Skip every picture and transcribe the remaining material exactly.

| Dataset section |
*****

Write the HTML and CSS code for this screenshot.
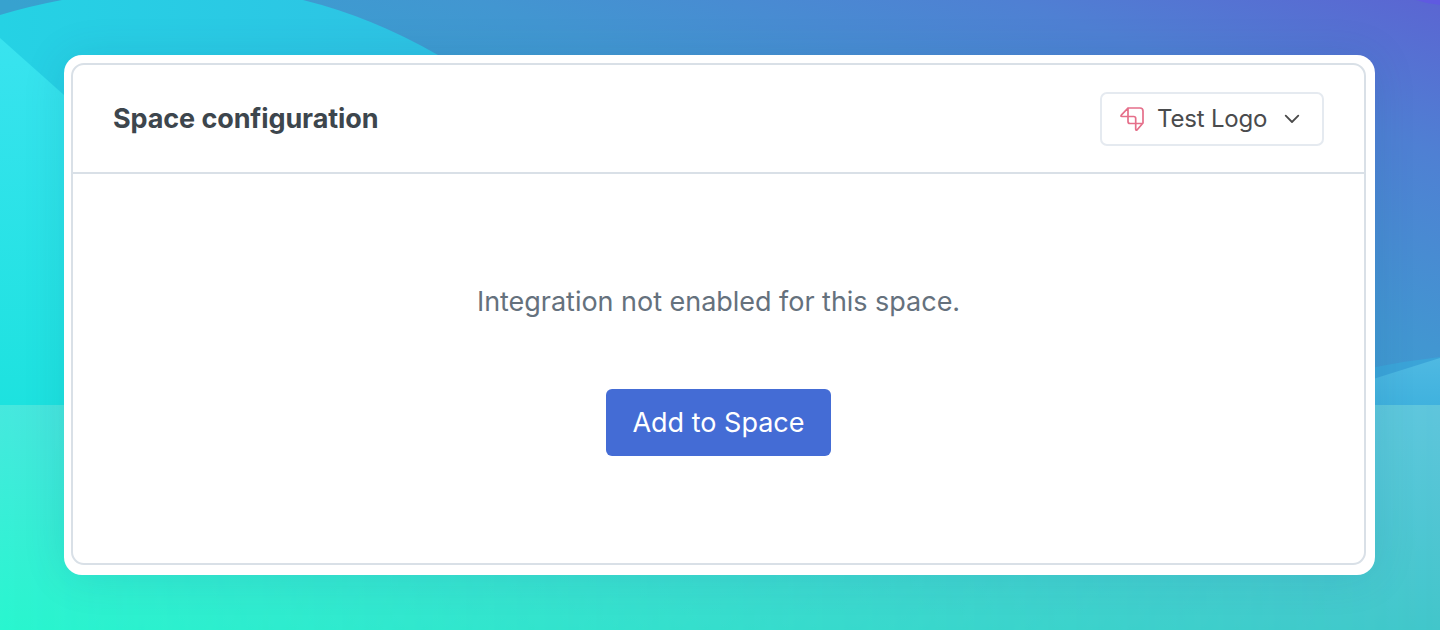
FILE: index.html
```html
<!DOCTYPE html>
<html lang="en">
<head>
<meta charset="utf-8">
<title>Space configuration</title>
<link rel="stylesheet" href="styles.css">
</head>
<body>
<svg class="backdrop" viewBox="0 0 1440 630" preserveAspectRatio="none" aria-hidden="true">
  <defs>
    <linearGradient id="sky" gradientUnits="userSpaceOnUse" x1="424" y1="154" x2="592" y2="-309">
      <stop offset="0" stop-color="#37a2cf"/><stop offset=".33" stop-color="#4296d1"/><stop offset=".7" stop-color="#4f80d3"/><stop offset="1" stop-color="#5b65d2"/>
    </linearGradient>
    <linearGradient id="arc" x1="0" y1="0" x2="1" y2="0">
      <stop offset="0" stop-color="#25d2e4"/><stop offset="1" stop-color="#30c0e4"/>
    </linearGradient>
    <linearGradient id="left" x1="0" y1="0" x2="0" y2="1">
      <stop offset="0" stop-color="#39e3ef"/><stop offset="1" stop-color="#1de2df"/>
    </linearGradient>
    <linearGradient id="low" x1="0" y1="0" x2="0" y2="1">
      <stop offset="0" stop-color="#46e8de"/><stop offset="1" stop-color="#29f6cf"/>
    </linearGradient>
    <linearGradient id="lowRight" x1="0" y1="0" x2="0" y2="1">
      <stop offset="0" stop-color="#5fc5dc"/><stop offset="1" stop-color="#42c6ca"/>
    </linearGradient>
    <linearGradient id="fade" x1="0" y1="0" x2="1" y2="0">
      <stop offset="0" stop-color="#fff" stop-opacity="0"/><stop offset="1" stop-color="#fff"/>
    </linearGradient>
    <linearGradient id="pool" x1="0" y1="0" x2="0" y2="1">
      <stop offset="0" stop-color="#4fb9e2"/><stop offset="1" stop-color="#40b2de"/>
    </linearGradient>
    <mask id="across"><rect y="405" width="1440" height="225" fill="url(#fade)"/></mask>
  </defs>
  <rect width="1440" height="630" fill="url(#sky)"/>
  <path d="M1416 0Q1428 4 1440 5V0Z" fill="#5f5ae0"/>
  <path d="M0 15Q30 6 62 0H303Q372 17 438 55L500 100V200H0Z" fill="url(#arc)"/>
  <path d="M0 38L64 95V405H0Z" fill="url(#left)"/>
  <path d="M1370 368Q1405 361 1440 357V405H1370Z" fill="#3ba4d8"/>
  <path d="M1370 380L1440 358V405H1370Z" fill="url(#pool)"/>
  <rect y="405" width="1440" height="225" fill="url(#low)"/>
  <rect y="405" width="1440" height="225" fill="url(#lowRight)" mask="url(#across)"/>
</svg>
<main class="card">
  <section class="panel">
    <header class="panel-header">
      <h1 class="title">Space configuration</h1>
      <button class="picker" type="button">
        <svg class="logo" viewBox="0 0 26 26" aria-hidden="true">
          <path d="M9 2H21Q24 2 24 5V17L18 24Q16.700 24.800 16.700 23V12.500Q16.700 10.500 14.700 10.500H3Q1.200 10.500 2.300 9.200L9 2V15.500Q9 17.500 11 17.500H23.500"/>
        </svg>
        <span class="picker-label">Test Logo</span>
        <svg class="chevron" viewBox="0 0 16 10" aria-hidden="true"><path d="M1.700 1.700L8 8L14.300 1.700"/></svg>
      </button>
    </header>
    <div class="panel-body">
      <p class="message">Integration not enabled for this space.</p>
      <button class="add" type="button">Add to Space</button>
    </div>
  </section>
</main>
</body>
</html>
```
FILE: styles.css
```css
* { box-sizing: border-box; }
body {
  margin: 0;
  height: 630px;
  padding: 55px 65px 55px 64px;
  overflow: hidden;
  font-family: Inter, "Liberation Sans", sans-serif;
}
.backdrop { position: absolute; inset: 0; z-index: -1; width: 1440px; height: 630px; }
.card {
  height: 520px;
  padding: 8px 9px 10px 7px;
  background: #fff;
  border-radius: 18px;
  box-shadow: 0 2px 44px rgba(20, 70, 120, .12);
}
.panel {
  height: 502px;
  display: flex;
  flex-direction: column;
  border: 2px solid #d9e0e7;
  border-radius: 13px;
}
.panel-header {
  height: 109px;
  flex: none;
  display: flex;
  align-items: center;
  justify-content: space-between;
  padding: 0 40px;
  border-bottom: 2px solid #d9e0e7;
}
.title { margin: 0; font-size: 27px; line-height: 32px; font-weight: 700; color: #3d464d; letter-spacing: -.1px; }
.picker {
  width: 224px;
  height: 54px;
  display: flex;
  align-items: center;
  padding: 0 0 0 17px;
  border: 2px solid #e5eaf0;
  border-radius: 7px;
  background: #fff;
  color: #4a4b4d;
  font: 400 24px/30px Inter, "Liberation Sans", sans-serif;
  letter-spacing: -.2px;
}
.logo { width: 26px; height: 26px; flex: none; fill: none; stroke: #e56f8a; stroke-width: 1.700; stroke-linejoin: round; }
.picker-label { width: 109px; margin-left: 12px; text-align: left; white-space: nowrap; }
.chevron { width: 16px; height: 10px; margin-left: 18px; fill: none; stroke: #4a4a4a; stroke-width: 1.800; stroke-linecap: round; stroke-linejoin: round; }
.panel-body { flex: 1; display: flex; flex-direction: column; align-items: center; padding-top: 111px; }
.message { margin: 0; font-size: 27px; line-height: 34px; color: #65717d; letter-spacing: -.03px; }
.add {
  width: 225px;
  height: 67px;
  margin-top: 70px;
  padding: 0;
  border: 0;
  border-radius: 6px;
  background: #446cd5;
  color: #fff;
  font: 400 27px/34px Inter, "Liberation Sans", sans-serif;
}
```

*****

| Answer in full |
Write the HTML and CSS code for this screenshot.
FILE: index.html
```html
<!DOCTYPE html>
<html lang="en">
<head>
<meta charset="utf-8">
<title>Space configuration</title>
<link rel="stylesheet" href="styles.css">
</head>
<body>
<svg class="backdrop" viewBox="0 0 1440 630" preserveAspectRatio="none" aria-hidden="true">
  <defs>
    <linearGradient id="sky" gradientUnits="userSpaceOnUse" x1="424" y1="154" x2="592" y2="-309">
      <stop offset="0" stop-color="#37a2cf"/><stop offset=".33" stop-color="#4296d1"/><stop offset=".7" stop-color="#4f80d3"/><stop offset="1" stop-color="#5b65d2"/>
    </linearGradient>
    <linearGradient id="arc" x1="0" y1="0" x2="1" y2="0">
      <stop offset="0" stop-color="#25d2e4"/><stop offset="1" stop-color="#30c0e4"/>
    </linearGradient>
    <linearGradient id="left" x1="0" y1="0" x2="0" y2="1">
      <stop offset="0" stop-color="#39e3ef"/><stop offset="1" stop-color="#1de2df"/>
    </linearGradient>
    <linearGradient id="low" x1="0" y1="0" x2="0" y2="1">
      <stop offset="0" stop-color="#46e8de"/><stop offset="1" stop-color="#29f6cf"/>
    </linearGradient>
    <linearGradient id="lowRight" x1="0" y1="0" x2="0" y2="1">
      <stop offset="0" stop-color="#5fc5dc"/><stop offset="1" stop-color="#42c6ca"/>
    </linearGradient>
    <linearGradient id="fade" x1="0" y1="0" x2="1" y2="0">
      <stop offset="0" stop-color="#fff" stop-opacity="0"/><stop offset="1" stop-color="#fff"/>
    </linearGradient>
    <linearGradient id="pool" x1="0" y1="0" x2="0" y2="1">
      <stop offset="0" stop-color="#4fb9e2"/><stop offset="1" stop-color="#40b2de"/>
    </linearGradient>
    <mask id="across"><rect y="405" width="1440" height="225" fill="url(#fade)"/></mask>
  </defs>
  <rect width="1440" height="630" fill="url(#sky)"/>
  <path d="M1416 0Q1428 4 1440 5V0Z" fill="#5f5ae0"/>
  <path d="M0 15Q30 6 62 0H303Q372 17 438 55L500 100V200H0Z" fill="url(#arc)"/>
  <path d="M0 38L64 95V405H0Z" fill="url(#left)"/>
  <path d="M1370 368Q1405 361 1440 357V405H1370Z" fill="#3ba4d8"/>
  <path d="M1370 380L1440 358V405H1370Z" fill="url(#pool)"/>
  <rect y="405" width="1440" height="225" fill="url(#low)"/>
  <rect y="405" width="1440" height="225" fill="url(#lowRight)" mask="url(#across)"/>
</svg>
<main class="card">
  <section class="panel">
    <header class="panel-header">
      <h1 class="title">Space configuration</h1>
      <button class="picker" type="button">
        <svg class="logo" viewBox="0 0 26 26" aria-hidden="true">
          <path d="M9 2H21Q24 2 24 5V17L18 24Q16.700 24.800 16.700 23V12.500Q16.700 10.500 14.700 10.500H3Q1.200 10.500 2.300 9.200L9 2V15.500Q9 17.500 11 17.500H23.500"/>
        </svg>
        <span class="picker-label">Test Logo</span>
        <svg class="chevron" viewBox="0 0 16 10" aria-hidden="true"><path d="M1.700 1.700L8 8L14.300 1.700"/></svg>
      </button>
    </header>
    <div class="panel-body">
      <p class="message">Integration not enabled for this space.</p>
      <button class="add" type="button">Add to Space</button>
    </div>
  </section>
</main>
</body>
</html>
```
FILE: styles.css
```css
* { box-sizing: border-box; }
body {
  margin: 0;
  height: 630px;
  padding: 55px 65px 55px 64px;
  overflow: hidden;
  font-family: Inter, "Liberation Sans", sans-serif;
}
.backdrop { position: absolute; inset: 0; z-index: -1; width: 1440px; height: 630px; }
.card {
  height: 520px;
  padding: 8px 9px 10px 7px;
  background: #fff;
  border-radius: 18px;
  box-shadow: 0 2px 44px rgba(20, 70, 120, .12);
}
.panel {
  height: 502px;
  display: flex;
  flex-direction: column;
  border: 2px solid #d9e0e7;
  border-radius: 13px;
}
.panel-header {
  height: 109px;
  flex: none;
  display: flex;
  align-items: center;
  justify-content: space-between;
  padding: 0 40px;
  border-bottom: 2px solid #d9e0e7;
}
.title { margin: 0; font-size: 27px; line-height: 32px; font-weight: 700; color: #3d464d; letter-spacing: -.1px; }
.picker {
  width: 224px;
  height: 54px;
  display: flex;
  align-items: center;
  padding: 0 0 0 17px;
  border: 2px solid #e5eaf0;
  border-radius: 7px;
  background: #fff;
  color: #4a4b4d;
  font: 400 24px/30px Inter, "Liberation Sans", sans-serif;
  letter-spacing: -.2px;
}
.logo { width: 26px; height: 26px; flex: none; fill: none; stroke: #e56f8a; stroke-width: 1.700; stroke-linejoin: round; }
.picker-label { width: 109px; margin-left: 12px; text-align: left; white-space: nowrap; }
.chevron { width: 16px; height: 10px; margin-left: 18px; fill: none; stroke: #4a4a4a; stroke-width: 1.800; stroke-linecap: round; stroke-linejoin: round; }
.panel-body { flex: 1; display: flex; flex-direction: column; align-items: center; padding-top: 111px; }
.message { margin: 0; font-size: 27px; line-height: 34px; color: #65717d; letter-spacing: -.03px; }
.add {
  width: 225px;
  height: 67px;
  margin-top: 70px;
  padding: 0;
  border: 0;
  border-radius: 6px;
  background: #446cd5;
  color: #fff;
  font: 400 27px/34px Inter, "Liberation Sans", sans-serif;
}
```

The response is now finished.